WELL, I was expecting it and I dare say you were expecting it, but the Westminster political class really wasn’t expecting the spectacular UKIP advance in the local elections.
A few commentators had predicted modest gains – perhaps 40 council seats. Many others had cast doubt on the ability of Nigel Farage’s “ragbag army” to fight a nationwide set of elections. Yet more thought that once the negative campaigning techniques of the bigger parties and their sympathetic pressure groups were unleashed that the vast majority of voters could be deterred from even considering UKIP. It was all rubbish.
But it is the sort of rubbish we have come to expect. Time and again since the last general election political pundits have underestimated the appeal of UKIP and the prospects for UKIP.
Around two years ago when I dared to predict on Twitter that UKIP would soon overtake the Lib Dems in the opinion polls I had my sanity questioned. Now it is a rare poll that shows the Lib Dems in touching distance of UKIP’s (unprompted) vote share.
But failing to predict the rise of UKIP and failing to understand the appeal of UKIP has not deterred the punditry class from pontificating about why it has happened. The consensus seems to be that this is a mid-term protest movement and that a few tactical ploys by the Tories will cause it to ebb away.
Well as one of the few pundits who did forecast the rise of UKIP, I have some news for my colleagues: people voted UKIP last Thursday in very large part because they agree with UKIP policies.
From the flagship policy of leaving the EU, to support for reclaiming our border controls, to cutting the foreign aid budget, to ditching expensive green energy gimmicks, to dumping the European Court of Human Rights and building more prison places the polling evidence shows that UKIP’s positions command the support of huge swathes of the electorate.
On all the above issues the fundamental positions of Labour, the Conservatives and the Lib Dems are pretty much identical and are unpopular beyond the chattering classes.
So that’s the answer; people support UKIP because they have been brilliantly led, yes. Because living standards are falling and the electorate wishes to kick the Westminster parties, yes. But most of all because only UKIP has dared to break with the politically correct centre-Left consensus that dominates elite opinion.
As it happens I do not think producing half-strength versions of UKIP policies will do David Cameron a lot of good. Having billed himself as a Tory moderniser obsessed with the centre-ground, it would look fake were he now to mount a wholesale move to the Right. His best chance is to be true to himself – whatever that is – and at least get a few plaudits for belated authenticity.

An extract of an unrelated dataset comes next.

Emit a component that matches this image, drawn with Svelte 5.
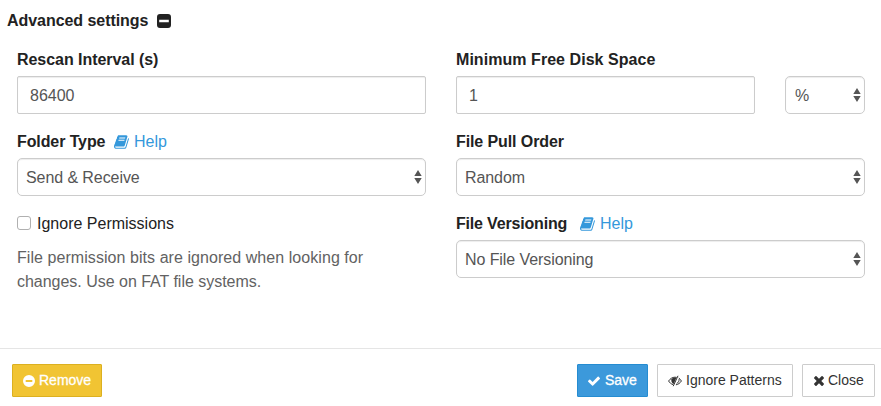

UKIP will continue to prosper by challenging the consensus of the elites on the EU, aid, law and order, energy policy, the human rights regime and the rest. The biggest challenge facing it is the first past the post system at the general election of 2015.
But even here the clever money is no longer on UKIP being unable to win seats. Yes, the party attracts votes in considerable numbers all over the country now. But it also has strong-holds; Ramsey, parts of Lincolnshire, Essex and Kent. A double-digit vote share and a clutch of parliamentary seats in 2015 is certainly a realistic target now.
And before that of course come the European elections of 2014 and the prospect of giving the Conservatives a humiliating thrashing less than a year before the general election.
There even now exists the substantial possibility – and I put it no higher than that – that we are witnessing the beginnings of a permanent transformation of British electoral politics, that never again will Labour or the Conservatives be able to command a parliamentary majority, even under first past the post and that both these traditional political brands are in an irreversible long-term decline. If this is the case then UKIP has by far the best prospects of any alternative of breaking into the Westminster big time.
If it does so, can it please promise the British electorate to remain the voice of common sense and never to turn its back on the beliefs and interests of millions of patriotic and hardworking British people.